Euforia bergelimang selama dan sebentar setelah revolusi berakhir, namun kesenangan dan harapan itu berlangsung dengan kecemasan yang bergantung pada pelaksanaan harapan sebelum revolusi. Apalagi kalau revolusi digerakkan oleh rakyat, tanpa dibelakangi kekuatan politik. Jika memang dibekingi satu atau beberapa kelompok, hampir pasti kelompok-kelompok ini yang nantinya menjadi ganti penguasa, kecuali kalau kelompok ini adalah elemen yang mendadak terbentuk dari masyarakat dan berperan sebagai koordinator.
G.K. Chesterton dalam Orthodoxy (yang kebetulan sedang saya baca), mengalamatkan gejala kurang rencana ini kepada humility, atau 'kerendahan hati'. Orang dulu, entah pada zaman apa yang ia maksud, memiliki kerendahan hati pada metode, dan oleh karenanya selalu berusaha memperbaiki metodenya. Mereka tidak ragu, atau tak punya kerendahan hati terhadap inti dan tujuan dari metode tersebut. Mereka tidak akan berhenti sebelum tujuan itu tercapai, dengan metode-metode yang terus diperbaiki.
Tetapi dalam buku yang sama, ia juga mengungkapkan ciri orang modern yang ragu, yang rendah hati terhadap tujuannya. Keraguan ini bukannya membuat seseorang memperbaiki tujuannya, yang jelasnya abstrak, namun malah menghentikan kegiatan dan metode untuk mencapai tujuan tadi.

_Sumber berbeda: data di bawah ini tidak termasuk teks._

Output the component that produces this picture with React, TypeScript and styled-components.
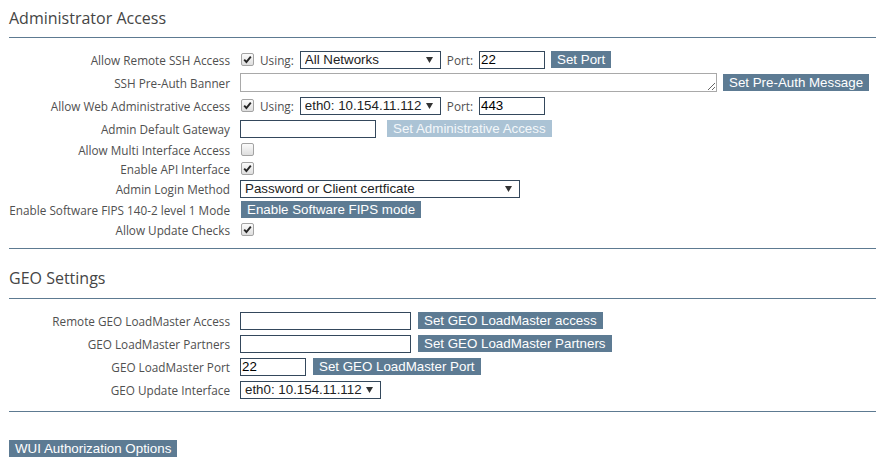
import styled, { createGlobalStyle } from 'styled-components'

const GlobalStyle = createGlobalStyle`
  html, body {
    margin: 0;
    background: #ffffff;
  }
  body {
    font-family: "Open Sans", "Noto Sans", sans-serif;
  }
`

const Page = styled.div`
  padding-left: 9px;
  width: 867px;
`

const SectionTitle = styled.h2<{ $first?: boolean }>`
  margin: 0;
  padding: ${p => (p.$first ? '7px 0 8px' : '18px 0 9px')};
  font-size: 16px;
  font-weight: 400;
  line-height: 22px;
  color: #454545;
  border-bottom: 1px solid #5d7a91;
`

const SectionBody = styled.div<{ $bottom: number }>`
  padding: 10px 0 ${p => p.$bottom}px;
  border-bottom: 1px solid #5d7a91;
`

const Row = styled.div<{ $h: number }>`
  display: flex;
  align-items: center;
  height: ${p => p.$h}px;
`

const Label = styled.div`
  flex-shrink: 0;
  width: 221px;
  padding-right: 10px;
  text-align: right;
  white-space: nowrap;
  font-size: 11.75px;
  color: #505050;
`

const Controls = styled.div<{ $gap?: number }>`
  display: flex;
  align-items: center;
  gap: ${p => p.$gap ?? 6}px;
`

const InlineLabel = styled.span`
  font-size: 11.75px;
  color: #505050;
`

const TextInput = styled.input<{ $w: number }>`
  display: block;
  box-sizing: border-box;
  width: ${p => p.$w}px;
  height: 18px;
  margin: 0;
  padding: 0 1px;
  border: 1px solid #34485c;
  border-radius: 0;
  font-family: "Liberation Sans", Arial, sans-serif;
  font-size: 13.333px;
  color: #000;
  outline: none;
`

const TextArea = styled.textarea`
  display: block;
  box-sizing: border-box;
  width: 477px;
  height: 19px;
  margin: 0;
  padding: 1px 2px;
  border: 1px solid #a9a9a9;
  font-family: "Liberation Sans", Arial, sans-serif;
  font-size: 13.333px;
  resize: both;
  outline: none;
`

const SelectWrap = styled.div<{ $w: number }>`
  position: relative;
  width: ${p => p.$w}px;
  height: 18px;
`

const Select = styled.select`
  display: block;
  appearance: none;
  box-sizing: border-box;
  width: 100%;
  height: 18px;
  margin: 0;
  padding: 0 18px 0 4px;
  border: 1px solid #34485c;
  border-radius: 0;
  background: #ffffff;
  font-family: "Liberation Sans", Arial, sans-serif;
  font-size: 13.333px;
  line-height: 16px;
  color: #222;
  outline: none;
`

const Arrow = styled.svg`
  position: absolute;
  right: 8px;
  top: 6px;
  pointer-events: none;
`

const Button = styled.button<{ $disabled?: boolean }>`
  display: block;
  height: 17px;
  margin: 0 0 0 ${p => (p.$disabled ? 5 : 0)}px;
  padding: 0 6px;
  border: none;
  border-radius: 0;
  background: ${p => (p.$disabled ? '#abc3d5' : '#5d7b93')};
  color: ${p => (p.$disabled ? '#f3f7fa' : '#ffffff')};
  font-family: "Liberation Sans", Arial, sans-serif;
  font-size: 13.333px;
  line-height: 17px;
  white-space: nowrap;
  cursor: pointer;
`

const WuiButton = styled(Button)`
  margin-top: 28px;
`

const CheckBox = styled.span`
  box-sizing: border-box;
  display: inline-flex;
  align-items: center;
  justify-content: center;
  width: 13px;
  height: 13px;
  margin-left: 1px;
  border: 1px solid #a3a3a3;
  border-radius: 2px;
  background: linear-gradient(#fbfbfb, #dedede);
`

const Check = ({ checked }: { checked?: boolean }) => (
  <CheckBox>
    {checked && (
      <svg width="9" height="9" viewBox="0 0 9 9">
        <path d="M1.2 4.6 L3.4 7 L7.8 1.6" fill="none" stroke="#262626" strokeWidth="1.9" />
      </svg>
    )}
  </CheckBox>
)

const Dropdown = ({ w, value }: { w: number; value: string }) => (
  <SelectWrap $w={w}>
    <Select defaultValue={value}>
      <option>{value}</option>
    </Select>
    <Arrow width="7" height="6" viewBox="0 0 7 6">
      <polygon points="0,0 7,0 3.5,6" fill="#333" />
    </Arrow>
  </SelectWrap>
)

const App = () => {
  return (
    <Page>
      <GlobalStyle />
      <section>
        <SectionTitle $first>Administrator Access</SectionTitle>
        <SectionBody $bottom={9}>
          <Row $h={23}>
            <Label>Allow Remote SSH Access</Label>
            <Controls>
              <Check checked />
              <InlineLabel>Using:</InlineLabel>
              <Dropdown w={141} value="All Networks" />
              <InlineLabel>Port:</InlineLabel>
              <TextInput $w={66} defaultValue="22" />
              <Button type="button">Set Port</Button>
            </Controls>
          </Row>
          <Row $h={23}>
            <Label>SSH Pre-Auth Banner</Label>
            <Controls>
              <TextArea rows={1} />
              <Button type="button">Set Pre-Auth Message</Button>
            </Controls>
          </Row>
          <Row $h={23}>
            <Label>Allow Web Administrative Access</Label>
            <Controls>
              <Check checked />
              <InlineLabel>Using:</InlineLabel>
              <Dropdown w={141} value="eth0: 10.154.11.112" />
              <InlineLabel>Port:</InlineLabel>
              <TextInput $w={66} defaultValue="443" />
            </Controls>
          </Row>
          <Row $h={23}>
            <Label>Admin Default Gateway</Label>
            <Controls>
              <TextInput $w={136} />
              <Button type="button" $disabled>Set Administrative Access</Button>
            </Controls>
          </Row>
          <Row $h={19}>
            <Label>Allow Multi Interface Access</Label>
            <Controls>
              <Check />
            </Controls>
          </Row>
          <Row $h={19}>
            <Label>Enable API Interface</Label>
            <Controls>
              <Check checked />
            </Controls>
          </Row>
          <Row $h={21}>
            <Label>Admin Login Method</Label>
            <Controls>
              <Dropdown w={280} value="Password or Client certficate" />
            </Controls>
          </Row>
          <Row $h={21}>
            <Label>Enable Software FIPS 140-2 level 1 Mode</Label>
            <Controls>
              <Button type="button" style={{ marginLeft: 1 }}>Enable Software FIPS mode</Button>
            </Controls>
          </Row>
          <Row $h={19}>
            <Label>Allow Update Checks</Label>
            <Controls>
              <Check checked />
            </Controls>
          </Row>
        </SectionBody>
      </section>

      <section>
        <SectionTitle>GEO Settings</SectionTitle>
        <SectionBody $bottom={10}>
          <Row $h={23}>
            <Label>Remote GEO LoadMaster Access</Label>
            <Controls $gap={7}>
              <TextInput $w={171} />
              <Button type="button">Set GEO LoadMaster access</Button>
            </Controls>
          </Row>
          <Row $h={23}>
            <Label>GEO LoadMaster Partners</Label>
            <Controls $gap={7}>
              <TextInput $w={171} />
              <Button type="button">Set GEO LoadMaster Partners</Button>
            </Controls>
          </Row>
          <Row $h={23}>
            <Label>GEO LoadMaster Port</Label>
            <Controls $gap={7}>
              <TextInput $w={66} defaultValue="22" />
              <Button type="button">Set GEO LoadMaster Port</Button>
            </Controls>
          </Row>
          <Row $h={23}>
            <Label>GEO Update Interface</Label>
            <Controls>
              <Dropdown w={141} value="eth0: 10.154.11.112" />
            </Controls>
          </Row>
        </SectionBody>
      </section>

      <WuiButton type="button">WUI Authorization Options</WuiButton>
    </Page>
  )
}

export default App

Disini, dalam refleksi pribadi saya, ada semacam kesamaan terhadap revolusi modern. Kegiatan memberontak ini mungkin dilandasi keraguan terhadap tujuan apa yang hendak dicapai. Keinginan untuk menjadi lebih baik tentu menjadi yang utama, namun tak pernah lebih dari sekadar mimpi secara garis besar. Ia jarang dijabarkan menjadi sesuatu yang kongkrit, yang lebih detil, yang lebih berpijak pada kenyataan tentang apa-apa saja yang akan dan harus dilakukan. Mimpi memang akan menggerakkan orang, tetapi sampai kapan manusia mau berjuang dalam tidurnya? Karenanya, revolusi pada saat-saat tertentu tak akan selalu membawa kepada penggeraknya hal yang ia inginkan. Bahkan bisa saja sebelum dan setelahnya tak ada beda.
Tak akan disangkal revolusi membutuhkan banyak pengorbanan. Dan sayang sekali kalau ia harus berakhir dengan sesuatu yang tak beda dengan awalnya.